А когда паломники, вернее поклонники, рвутся к нему в дом и он целый день шатается по комнатам пьяный, дабы соответствовать собственному образу, в нем уже начинаешь видеть прямо-таки жертву культа.
Жертву собственного культа.
Лет десять назад мне казалось, что и у нас намечается литература — как бы выразиться поумнее? — «постпотерянного поколения» (или лучше — «потерянного постпоколения»?): обманули не только все высокие слова, но и друг с любимой оказались не лучше, когда под настроение как-то решили переспать друг с другом. Не обманула только кружка рома, умеющая явиться под личиной самых разных психоактивных препаратов. Однако ни в какое заметное романтическое движение эта разочарованность не вылилась, плащ Чайлд-Гарольда никому не пришелся впору. И это, пожалуй, неслучайно.
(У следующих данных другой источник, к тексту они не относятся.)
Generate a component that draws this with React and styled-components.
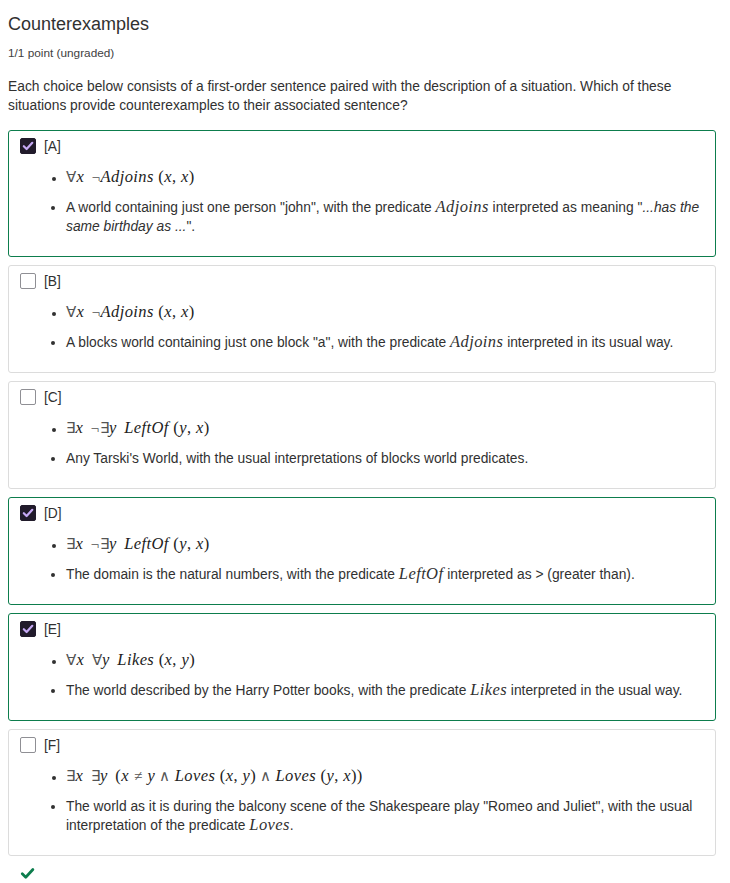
import React from "react";
import styled, { createGlobalStyle } from "styled-components";

const GlobalStyle = createGlobalStyle`
  body {
    margin: 0;
    background: #fff;
    font-family: "Liberation Sans", Arial, sans-serif;
    color: #313131;
  }
`;

const Page = styled.div`
  padding: 12px 8px 20px;
  width: 708px;
`;

const Title = styled.h2`
  margin: 0;
  font-size: 18px;
  line-height: 24px;
  font-weight: normal;
  color: #313131;
`;

const Points = styled.div`
  margin-top: 9px;
  font-size: 11.8px;
  line-height: 16px;
  color: #414141;
`;

const Prompt = styled.p`
  margin: 16px 0 15px;
  font-size: 13.8px;
  line-height: 19px;
  color: #313131;
`;

const Choices = styled.div`
  display: flex;
  flex-direction: column;
  gap: 8px;
`;

const Card = styled.div`
  border: 1px solid ${(p) => (p.$checked ? "#0d7d4d" : "#dcdcdc")};
  border-radius: 3px;
  padding: 7px 11px 20px;
  background: #fff;
`;

const Header = styled.div`
  display: flex;
  align-items: center;
  gap: 8px;
  height: 16px;
  font-size: 13.8px;
  color: #313131;
`;

const Box = styled.span`
  width: 16px;
  height: 16px;
  box-sizing: border-box;
  border-radius: 2px;
  display: flex;
  align-items: center;
  justify-content: center;
  background: ${(p) => (p.$checked ? "#211b2b" : "#fff")};
  border: 1px solid ${(p) => (p.$checked ? "#211b2b" : "#8f8f94")};
`;

const List = styled.ul`
  margin: 12px 0 0;
  padding-left: 46px;
  list-style: disc;
  display: flex;
  flex-direction: column;
  gap: 8px;
`;

const MathItem = styled.li`
  font-size: 12px;
  line-height: 24px;
  height: 24px;
`;

const TextItem = styled.li`
  font-size: 13.8px;
  line-height: 19px;
  color: #313131;
`;

const Formula = styled.span`
  font-family: "Liberation Serif", "Times New Roman", serif;
  font-size: 16.5px;
  line-height: 1;
  color: #222;
  letter-spacing: 0.4px;
`;

const V = styled.i`
  font-style: italic;
  margin-right: ${(p) => (p.$pad ? "3px" : "0")};
`;

const Op = styled.span`
  font-style: normal;
  font-size: 15px;
  color: #555;
  margin: 0 ${(p) => p.$gap || "0"};
`;

const InlineMath = styled.i`
  font-family: "Liberation Serif", "Times New Roman", serif;
  font-size: 16.5px;
  line-height: 0;
  font-style: italic;
  letter-spacing: 0.4px;
`;

const Done = styled.div`
  margin: 10px 0 0 12px;
  height: 16px;
`;

const Check = ({ color, size = 12 }) => (
  <svg width={size} height={size} viewBox="0 0 12 12">
    <path
      d="M1.8 6.2 L4.6 9 L10.3 2.8"
      fill="none"
      stroke={color}
      strokeWidth="2.2"
      strokeLinecap="round"
      strokeLinejoin="round"
    />
  </svg>
);

const Adjoins = () => (
  <Formula>
    <Op>∀</Op>
    <V $pad>x</V> <Op>¬</Op>
    <V>Adjoins</V> (<V>x</V>, <V>x</V>)
  </Formula>
);

const LeftOf = () => (
  <Formula>
    <Op>∃</Op>
    <V $pad>x</V> <Op>¬∃</Op>
    <V $pad>y</V> <V>LeftOf</V> (<V>y</V>, <V>x</V>)
  </Formula>
);

const choices = [
  {
    id: "A",
    checked: true,
    formula: <Adjoins />,
    text: (
      <>
        A world containing just one person "john", with the predicate{" "}
        <InlineMath>Adjoins</InlineMath> interpreted as meaning "<i>...has the same birthday as ...</i>".
      </>
    ),
  },
  {
    id: "B",
    checked: false,
    formula: <Adjoins />,
    text: (
      <>
        A blocks world containing just one block "a", with the predicate{" "}
        <InlineMath>Adjoins</InlineMath> interpreted in its usual way.
      </>
    ),
  },
  {
    id: "C",
    checked: false,
    formula: <LeftOf />,
    text: <>Any Tarski's World, with the usual interpretations of blocks world predicates.</>,
  },
  {
    id: "D",
    checked: true,
    formula: <LeftOf />,
    text: (
      <>
        The domain is the natural numbers, with the predicate <InlineMath>LeftOf</InlineMath> interpreted as
        &gt; (greater than).
      </>
    ),
  },
  {
    id: "E",
    checked: true,
    formula: (
      <Formula>
        <Op>∀</Op>
        <V $pad>x</V> <Op>∀</Op>
        <V $pad>y</V> <V>Likes</V> (<V>x</V>, <V>y</V>)
      </Formula>
    ),
    text: (
      <>
        The world described by the Harry Potter books, with the predicate <InlineMath>Likes</InlineMath>{" "}
        interpreted in the usual way.
      </>
    ),
  },
  {
    id: "F",
    checked: false,
    formula: (
      <Formula>
        <Op>∃</Op>
        <V $pad>x</V> <Op>∃</Op>
        <V $pad>y</V> (<V>x</V>
        <Op $gap="5px">≠</Op>
        <V>y</V>
        <Op $gap="4px">∧</Op>
        <V>Loves</V> (<V>x</V>, <V>y</V>)<Op $gap="4px">∧</Op>
        <V>Loves</V> (<V>y</V>, <V>x</V>))
      </Formula>
    ),
    text: (
      <>
        The world as it is during the balcony scene of the Shakespeare play "Romeo and Juliet", with the usual
        interpretation of the predicate <InlineMath>Loves</InlineMath>.
      </>
    ),
  },
];

export default function App() {
  return (
    <>
      <GlobalStyle />
      <Page>
        <Title>Counterexamples</Title>
        <Points>1/1 point (ungraded)</Points>
        <Prompt>
          Each choice below consists of a first-order sentence paired with the description of a situation. Which
          of these situations provide counterexamples to their associated sentence?
        </Prompt>
        <Choices>
          {choices.map((c) => (
            <Card key={c.id} $checked={c.checked}>
              <Header>
                <Box $checked={c.checked}>{c.checked && <Check color="#c6a9f5" />}</Box>
                <span>[{c.id}]</span>
              </Header>
              <List>
                <MathItem>{c.formula}</MathItem>
                <TextItem>{c.text}</TextItem>
              </List>
            </Card>
          ))}
        </Choices>
        <Done>
          <Check color="#0d7d4d" size={15} />
        </Done>
      </Page>
    </>
  );
}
Романтический одиночка, отвергающий то, чем довольствуется толпа, возможен, видимо, только в благополучные эпохи. Отказаться от благополучия — это красиво, но бежать от бедности, трудов и забот — в этом нет ничего романтичного, это всего лишь рационально. Отказаться от политических грез во имя трагической безнадежности — это красиво, но отвергнуть общую безнадежность ради личной беспечности — в этом тоже нет ничего романтичного. В выборе между трудным и легким романтик выбирает трудное, иначе какой же он романтик!
Для романтика красота важнее, чем польза. Но в выборе легкого пути ничего красивого нет. Так поступают и прагматики.